A COR DANÇA na Passagem da Consolação: a arte de Lúcia Neto

Hélio Schonmann

A exposição A COR DANÇA nos introduz ao universo pictórico de Lúcia Neto, onde realidade e fantasia se entrelaçam, filtradas por uma visão de mundo extremamente pessoal. Em suas paisagens paulistanas encontramos claro exemplo dessa abordagem: nelas, cada edifício como que busca seu “lugar no mundo”, movimentando-se e depois recuando diante do prédio vizinho, vacilando para um lado ou outro, até finalmente apoiar-se na parede oposta – que também está fora de prumo e depende de sustentação para não cair. Fantasia e alegoria aqui se associam, com extrema naturalidade, à crônica do cotidiano, em cenas povoadas de sugestiva fauna urbana.

A poética de Lúcia define-se num jogo permanente de opostos, o que se reflete na própria linguagem: por um lado deparamo-nos com a utilização descritiva da linha na reafirmação da forma; por outro, é inegável a característica atmosférica de suas composições – resultado da construção cromática do espaço, com farto uso de fusões e sobreposições.

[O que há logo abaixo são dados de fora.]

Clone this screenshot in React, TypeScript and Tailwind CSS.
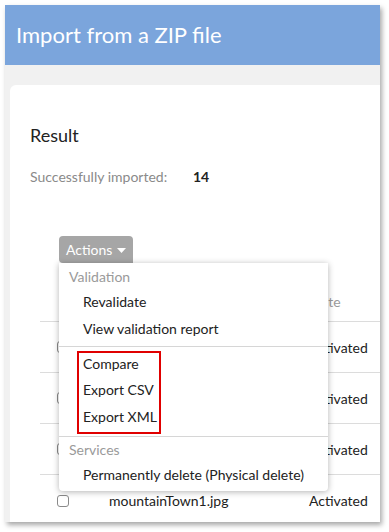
import React from 'react';

const rows = [
  { name: '', state: 'Activated' },
  { name: '', state: 'Activated' },
  { name: '', state: 'Activated' },
  { name: 'mountainTown1.jpg', state: 'Activated' },
];

const Checkbox = () => (
  <span className="block w-[12px] h-[12px] rounded-[3px] border border-[#8a8a8a] bg-white" />
);

const ActionsMenu = () => (
  <div className="absolute left-0 top-full w-[269px] bg-white rounded-b-[4px] shadow-[0_1px_6px_rgba(0,0,0,0.3)] pt-[1px] pb-[3px] text-[14px] text-[#222] z-10">
    <div className="h-[24px] flex items-center pl-[10px] text-[#9a9a9a]">Validation</div>
    <div className="h-[27px] flex items-center pl-[24px]">Revalidate</div>
    <div className="h-[27px] flex items-center pl-[24px]">View validation report</div>
    <div className="h-px bg-[#d6d6d6] my-[4px]" />
    <div className="ml-[18px] w-[84px] border-2 border-[#e00000] pl-[4px] pb-[3px] mt-[1px]">
      <div className="h-[26px] flex items-center -mt-[3px]">Compare</div>
      <div className="h-[27px] flex items-center">Export CSV</div>
      <div className="h-[26px] flex items-center">Export XML</div>
    </div>
    <div className="h-px bg-[#d6d6d6] mt-[2px]" />
    <div className="h-[24px] flex items-center pl-[10px] text-[#9a9a9a]">Services</div>
    <div className="h-[27px] flex items-center pl-[24px]">Permanently delete (Physical delete)</div>
  </div>
);

const App: React.FC = () => {
  return (
    <div className="w-[389px] h-[532px] bg-white overflow-hidden pt-[5px] pl-[5px] font-['Lato','Open_Sans',sans-serif]">
      <div className="w-[375px] h-[517px] bg-[#f1f1f1] flex flex-col overflow-hidden shadow-[2px_3px_5px_rgba(0,0,0,0.35)]">
        <div className="h-[60px] shrink-0 bg-[#7ba5dc] flex items-center pl-[11px] text-white text-[22px] pb-[2px]">
          Import from a ZIP file
        </div>
        <div className="flex-1 pt-[20px] pl-[5px]">
          <div className="h-full bg-white rounded-tl-[6px] pl-[20px] pt-[38px]">
            <div className="text-[18px] leading-[24px] text-[#222]">Result</div>
            <div className="mt-[21px] flex text-[14px] leading-[18px]">
              <span className="w-[163px] text-[#8a8a8a]">Successfully imported:</span>
              <span className="font-bold text-[#222]">14</span>
            </div>

            <div className="mt-[50px] ml-[29px] relative w-fit">
              <div className="h-[27px] px-[7px] rounded-t-[4px] rounded-bl-[4px] bg-[#a6a6a6] text-white text-[14px] flex items-center gap-[5px]">
                Actions
                <svg width="9" height="5" viewBox="0 0 9 5" className="mt-[1px]">
                  <path d="M0 0 L9 0 L4.5 5 Z" fill="white" />
                </svg>
              </div>
              <ActionsMenu />
            </div>

            <div className="ml-[10px] mt-[19px] text-[14px] text-[#222]">
              <div className="h-[40px] border-b border-[#dcdcdc] flex items-center">
                <div className="w-[60px] pl-[15px] text-[#555] font-bold leading-none">⋮</div>
                <div className="w-[209px]" />
                <div className="text-[#9a9a9a]">State</div>
              </div>
              {rows.map((r, i) => (
                <div key={i} className={`h-[51px] flex items-center ${i < rows.length - 1 ? 'border-b border-[#dcdcdc]' : ''}`}>
                  <div className="w-[69px] pl-[17px]">
                    <Checkbox />
                  </div>
                  <div className="w-[200px]">{r.name}</div>
                  <div>{r.state}</div>
                </div>
              ))}
            </div>
          </div>
        </div>
      </div>
    </div>
  );
};

export default App;
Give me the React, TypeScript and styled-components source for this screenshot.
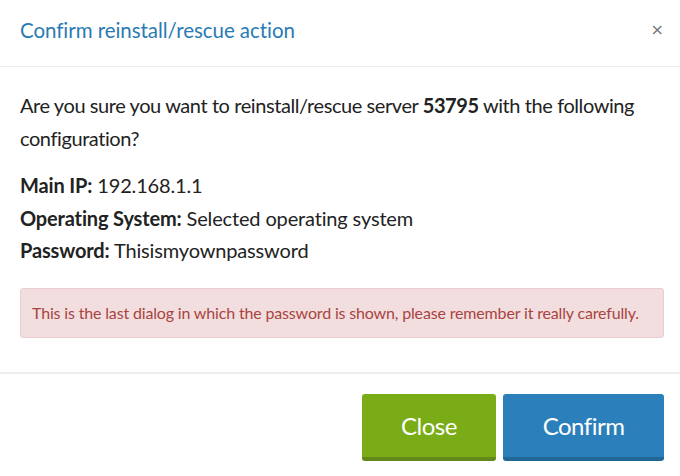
import React from "react";
import styled, { createGlobalStyle } from "styled-components";

const Global = createGlobalStyle`
  html, body { margin: 0; padding: 0; background: #fff; }
  body { font-family: Lato, "Open Sans", sans-serif; color: #222; }
  * { box-sizing: border-box; }
`;

const Dialog = styled.div`
  width: 680px;
  height: 476px;
  display: flex;
  flex-direction: column;
  background: #fff;
`;

const Header = styled.div`
  height: 67px;
  display: flex;
  align-items: center;
  justify-content: space-between;
  padding: 0 16px 7px 20px;
  border-bottom: 1px solid #ececec;
`;

const Title = styled.h4`
  margin: 0;
  font-size: 20.5px;
  font-weight: 400;
  color: #2a7ab3;
  letter-spacing: -0.05px;
`;

const CloseX = styled.button`
  border: 0;
  background: none;
  padding: 0;
  font-family: "DejaVu Sans", sans-serif;
  font-size: 16px;
  color: #777;
  cursor: pointer;
`;

const Body = styled.div`
  padding: 22px 16px 0 20px;
  flex: 1;
  display: flex;
  flex-direction: column;
`;

const Lead = styled.p`
  margin: 0 0 14px;
  font-size: 20px;
  line-height: 33px;
  letter-spacing: -0.42px;
`;

const Info = styled.div`
  font-size: 20px;
  line-height: 32.5px;
  letter-spacing: -0.15px;
`;

const Label = styled.strong`
  font-weight: 700;
`;

const Alert = styled.div`
  margin-top: 21px;
  width: 644px;
  height: 50px;
  display: flex;
  align-items: center;
  padding: 0 11px;
  background: #f2dede;
  border: 1px solid #ebccd1;
  border-radius: 3px;
  color: #a94442;
  font-size: 16px;
  letter-spacing: -0.16px;
  white-space: nowrap;
`;

const Footer = styled.div`
  height: 104px;
  border-top: 2px solid #eeeeee;
  display: flex;
  justify-content: flex-end;
  align-items: flex-start;
  gap: 7px;
  padding: 20px 16px 0 0;
`;

const Button = styled.button<{ $variant: "green" | "blue"; $w: number }>`
  width: ${(p) => p.$w}px;
  height: 67px;
  border: 0;
  border-radius: 3px;
  border-bottom: 4px solid ${(p) => (p.$variant === "green" ? "#62891a" : "#1f6797")};
  background: ${(p) => (p.$variant === "green" ? "#7aac17" : "#2b80bb")};
  color: #fff;
  font-family: Lato, "Open Sans", sans-serif;
  font-size: 24px;
  letter-spacing: -0.5px;
  padding: 0;
  cursor: pointer;
`;

export default function App() {
  return (
    <>
      <Global />
      <Dialog>
        <Header>
          <Title>Confirm reinstall/rescue action</Title>
          <CloseX aria-label="Close">×</CloseX>
        </Header>
        <Body>
          <Lead>
            Are you sure you want to reinstall/rescue server <Label>53795</Label> with the following configuration?
          </Lead>
          <Info>
            <div><Label>Main IP:</Label> 192.168.1.1</div>
            <div><Label>Operating System:</Label> Selected operating system</div>
            <div><Label>Password:</Label> Thisismyownpassword</div>
          </Info>
          <Alert>This is the last dialog in which the password is shown, please remember it really carefully.</Alert>
        </Body>
        <Footer>
          <Button $variant="green" $w={134}>Close</Button>
          <Button $variant="blue" $w={161}>Confirm</Button>
        </Footer>
      </Dialog>
    </>
  );
}
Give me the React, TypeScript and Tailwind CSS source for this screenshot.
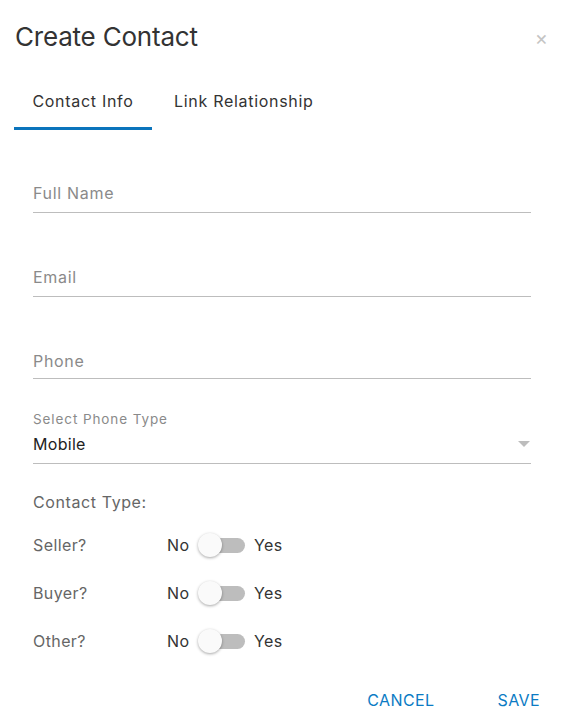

A faceta descritiva de seu trabalho viabiliza abordagens temáticas singulares. Destaco aqui duas delas: a série que focaliza o ofício do pintor, terreno fértil para a elaboração de ricas invenções formais – sugeridas pelo espaço da tela-dentro-da-tela – remete o observador a uma reflexão sobre a natureza e o sentido do fazer artístico; já outras cenas, em tons claramente autobiográficos, põem à prova a capacidade da artista de elaborar conteúdos narrativos emocionalmente intensos, sem perder de vista a pesquisa da linguagem.

Em suas últimas criações, um personagem vem dominando o universo imaginativo de Lúcia: a bailarina. Apareceu gradualmente, para, aos poucos, instalar-se como elemento único e recorrente: pequenos seres que vão se movimentando diante de nós, em seqüências rítmicas. Soam quase barrocos esses trabalhos mais recentes, na sua opção pela linha sinuosa, tantas vezes espiralada. As figurinhas dançantes apresentam sempre um quê de desengonçado, fazendo-nos pensar numa versão contemporânea da boneca Emília, de Monteiro Lobato, com sua malícia tão brasileira. É de se notar a curiosa ambigüidade entre o tom feérico da composição e o profundo lirismo da pintura – entre malícia e ingenuidade – que muito enriquece estas cenas. Lúcia cria assim um festivo ritual, onde nosso olhar mergulha, cativo – celebrando, em rodopios contagiantes, o prazer da criação, da fruição e da vida.